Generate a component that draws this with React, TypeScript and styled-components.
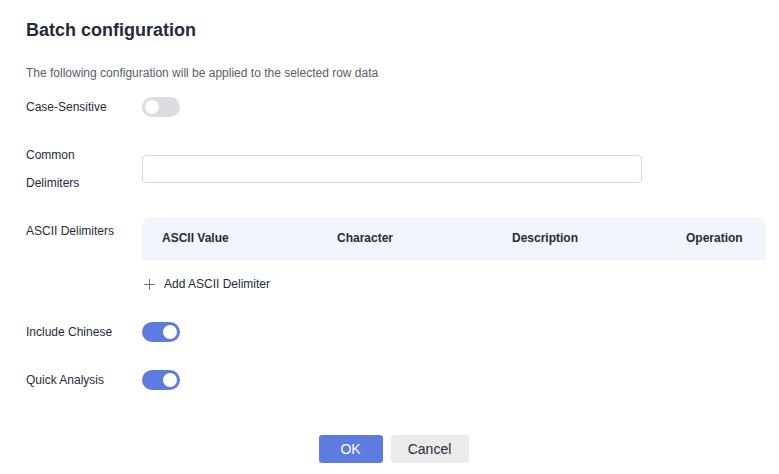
import React from "react";
import styled, { createGlobalStyle } from "styled-components";

const GlobalStyle = createGlobalStyle`
  body {
    margin: 0;
    background: #ffffff;
    font-family: "Liberation Sans", Arial, sans-serif;
    color: #252b3a;
  }
`;

const Dialog = styled.div`
  width: 779px;
  height: 474px;
  box-sizing: border-box;
  padding: 18px 26px 0 26px;
  background: #ffffff;
`;
const Title = styled.h2`
  margin: 0;
  font-size: 18px;
  line-height: 24px;
  font-weight: 700;
  color: #252b3a;
`;
const Subtitle = styled.p`
  margin: 22px 0 11px 0;
  font-size: 12px;
  line-height: 18px;
  color: #575d6c;
`;
const Form = styled.div`
  display: flex;
  flex-direction: column;
  gap: 20px;
`;
const Row = styled.div<{ $top?: boolean }>`
  display: flex;
  align-items: ${(p) => (p.$top ? "flex-start" : "center")};
`;
const Label = styled.label`
  flex: 0 0 116px;
  box-sizing: border-box;
  padding-right: 16px;
  font-size: 12px;
  line-height: 28px;
  color: #252b3a;
`;
const Control = styled.div`
  flex: 1;
  display: flex;
  flex-direction: column;
`;
const Track = styled.button<{ $on: boolean }>`
  position: relative;
  width: 38px;
  height: 20px;
  padding: 0;
  border: none;
  border-radius: 10px;
  background: ${(p) => (p.$on ? "#5e7ce0" : "#dcdde0")};
  cursor: pointer;
`;
const Knob = styled.span<{ $on: boolean }>`
  position: absolute;
  top: 3px;
  left: ${(p) => (p.$on ? "21px" : "3px")};
  width: 14px;
  height: 14px;
  border-radius: 50%;
  background: #ffffff;
`;
const TextInput = styled.input`
  width: 500px;
  height: 28px;
  box-sizing: border-box;
  border: 1px solid #d7d8da;
  border-radius: 4px;
  padding: 0 10px;
  font-size: 12px;
  outline: none;
`;
const TableHead = styled.div`
  width: 624px;
  height: 42px;
  display: grid;
  grid-template-columns: 175px 175px 174px 100px;
  align-items: center;
  background: #f2f5fc;
  border-radius: 8px 8px 0 0;
  border-bottom: 1px solid #eef0f5;
`;
const HeadCell = styled.div`
  padding-left: 20px;
  font-size: 12px;
  font-weight: 700;
  color: #252b3a;
`;
const AddButton = styled.button`
  margin-top: 10px;
  height: 28px;
  align-self: flex-start;
  display: flex;
  align-items: center;
  gap: 9px;
  padding: 0 0 0 2px;
  border: none;
  background: transparent;
  font-family: inherit;
  font-size: 12px;
  color: #252b3a;
  cursor: pointer;
`;
const Footer = styled.div`
  margin-top: 41px;
  display: flex;
  justify-content: center;
  gap: 8px;
  padding-left: 8px;
`;
const Button = styled.button<{ $primary?: boolean }>`
  height: 28px;
  min-width: ${(p) => (p.$primary ? "64px" : "78px")};
  border: none;
  border-radius: 3px;
  font-family: inherit;
  font-size: 14px;
  background: ${(p) => (p.$primary ? "#5e7ce0" : "#ebebeb")};
  color: ${(p) => (p.$primary ? "#ffffff" : "#252b3a")};
  cursor: pointer;
`;

const Switch = ({ on, onToggle }: { on: boolean; onToggle: () => void }) => (
  <Track $on={on} onClick={onToggle}>
    <Knob $on={on} />
  </Track>
);

const App = () => {
  const [caseSensitive, setCaseSensitive] = React.useState(false);
  const [chinese, setChinese] = React.useState(true);
  const [quick, setQuick] = React.useState(true);

  return (
    <>
      <GlobalStyle />
      <Dialog>
        <Title>Batch configuration</Title>
        <Subtitle>
          The following configuration will be applied to the selected row data
        </Subtitle>
        <Form>
          <Row>
            <Label>Case-Sensitive</Label>
            <Control>
              <Switch on={caseSensitive} onToggle={() => setCaseSensitive(!caseSensitive)} />
            </Control>
          </Row>
          <Row>
            <Label>Common Delimiters</Label>
            <Control>
              <TextInput />
            </Control>
          </Row>
          <Row $top>
            <Label>ASCII Delimiters</Label>
            <Control>
              <TableHead>
                <HeadCell>ASCII Value</HeadCell>
                <HeadCell>Character</HeadCell>
                <HeadCell>Description</HeadCell>
                <HeadCell>Operation</HeadCell>
              </TableHead>
              <AddButton>
                <svg width="11" height="11" viewBox="0 0 11 11">
                  <path d="M5.5 0v11M0 5.5h11" stroke="#71757f" strokeWidth="1" />
                </svg>
                Add ASCII Delimiter
              </AddButton>
            </Control>
          </Row>
          <Row>
            <Label>Include Chinese</Label>
            <Control>
              <Switch on={chinese} onToggle={() => setChinese(!chinese)} />
            </Control>
          </Row>
          <Row>
            <Label>Quick Analysis</Label>
            <Control>
              <Switch on={quick} onToggle={() => setQuick(!quick)} />
            </Control>
          </Row>
        </Form>
        <Footer>
          <Button $primary>OK</Button>
          <Button>Cancel</Button>
        </Footer>
      </Dialog>
    </>
  );
};

export default App;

*Exercise brief*: Using the material above, return every line exactly as it appears, minus the pictures.

*Finished task*:
Generate a component that draws this with React, TypeScript and styled-components.
import React from "react";
import styled, { createGlobalStyle } from "styled-components";

const GlobalStyle = createGlobalStyle`
  body {
    margin: 0;
    background: #ffffff;
    font-family: "Liberation Sans", Arial, sans-serif;
    color: #252b3a;
  }
`;

const Dialog = styled.div`
  width: 779px;
  height: 474px;
  box-sizing: border-box;
  padding: 18px 26px 0 26px;
  background: #ffffff;
`;
const Title = styled.h2`
  margin: 0;
  font-size: 18px;
  line-height: 24px;
  font-weight: 700;
  color: #252b3a;
`;
const Subtitle = styled.p`
  margin: 22px 0 11px 0;
  font-size: 12px;
  line-height: 18px;
  color: #575d6c;
`;
const Form = styled.div`
  display: flex;
  flex-direction: column;
  gap: 20px;
`;
const Row = styled.div<{ $top?: boolean }>`
  display: flex;
  align-items: ${(p) => (p.$top ? "flex-start" : "center")};
`;
const Label = styled.label`
  flex: 0 0 116px;
  box-sizing: border-box;
  padding-right: 16px;
  font-size: 12px;
  line-height: 28px;
  color: #252b3a;
`;
const Control = styled.div`
  flex: 1;
  display: flex;
  flex-direction: column;
`;
const Track = styled.button<{ $on: boolean }>`
  position: relative;
  width: 38px;
  height: 20px;
  padding: 0;
  border: none;
  border-radius: 10px;
  background: ${(p) => (p.$on ? "#5e7ce0" : "#dcdde0")};
  cursor: pointer;
`;
const Knob = styled.span<{ $on: boolean }>`
  position: absolute;
  top: 3px;
  left: ${(p) => (p.$on ? "21px" : "3px")};
  width: 14px;
  height: 14px;
  border-radius: 50%;
  background: #ffffff;
`;
const TextInput = styled.input`
  width: 500px;
  height: 28px;
  box-sizing: border-box;
  border: 1px solid #d7d8da;
  border-radius: 4px;
  padding: 0 10px;
  font-size: 12px;
  outline: none;
`;
const TableHead = styled.div`
  width: 624px;
  height: 42px;
  display: grid;
  grid-template-columns: 175px 175px 174px 100px;
  align-items: center;
  background: #f2f5fc;
  border-radius: 8px 8px 0 0;
  border-bottom: 1px solid #eef0f5;
`;
const HeadCell = styled.div`
  padding-left: 20px;
  font-size: 12px;
  font-weight: 700;
  color: #252b3a;
`;
const AddButton = styled.button`
  margin-top: 10px;
  height: 28px;
  align-self: flex-start;
  display: flex;
  align-items: center;
  gap: 9px;
  padding: 0 0 0 2px;
  border: none;
  background: transparent;
  font-family: inherit;
  font-size: 12px;
  color: #252b3a;
  cursor: pointer;
`;
const Footer = styled.div`
  margin-top: 41px;
  display: flex;
  justify-content: center;
  gap: 8px;
  padding-left: 8px;
`;
const Button = styled.button<{ $primary?: boolean }>`
  height: 28px;
  min-width: ${(p) => (p.$primary ? "64px" : "78px")};
  border: none;
  border-radius: 3px;
  font-family: inherit;
  font-size: 14px;
  background: ${(p) => (p.$primary ? "#5e7ce0" : "#ebebeb")};
  color: ${(p) => (p.$primary ? "#ffffff" : "#252b3a")};
  cursor: pointer;
`;

const Switch = ({ on, onToggle }: { on: boolean; onToggle: () => void }) => (
  <Track $on={on} onClick={onToggle}>
    <Knob $on={on} />
  </Track>
);

const App = () => {
  const [caseSensitive, setCaseSensitive] = React.useState(false);
  const [chinese, setChinese] = React.useState(true);
  const [quick, setQuick] = React.useState(true);

  return (
    <>
      <GlobalStyle />
      <Dialog>
        <Title>Batch configuration</Title>
        <Subtitle>
          The following configuration will be applied to the selected row data
        </Subtitle>
        <Form>
          <Row>
            <Label>Case-Sensitive</Label>
            <Control>
              <Switch on={caseSensitive} onToggle={() => setCaseSensitive(!caseSensitive)} />
            </Control>
          </Row>
          <Row>
            <Label>Common Delimiters</Label>
            <Control>
              <TextInput />
            </Control>
          </Row>
          <Row $top>
            <Label>ASCII Delimiters</Label>
            <Control>
              <TableHead>
                <HeadCell>ASCII Value</HeadCell>
                <HeadCell>Character</HeadCell>
                <HeadCell>Description</HeadCell>
                <HeadCell>Operation</HeadCell>
              </TableHead>
              <AddButton>
                <svg width="11" height="11" viewBox="0 0 11 11">
                  <path d="M5.5 0v11M0 5.5h11" stroke="#71757f" strokeWidth="1" />
                </svg>
                Add ASCII Delimiter
              </AddButton>
            </Control>
          </Row>
          <Row>
            <Label>Include Chinese</Label>
            <Control>
              <Switch on={chinese} onToggle={() => setChinese(!chinese)} />
            </Control>
          </Row>
          <Row>
            <Label>Quick Analysis</Label>
            <Control>
              <Switch on={quick} onToggle={() => setQuick(!quick)} />
            </Control>
          </Row>
        </Form>
        <Footer>
          <Button $primary>OK</Button>
          <Button>Cancel</Button>
        </Footer>
      </Dialog>
    </>
  );
};

export default App;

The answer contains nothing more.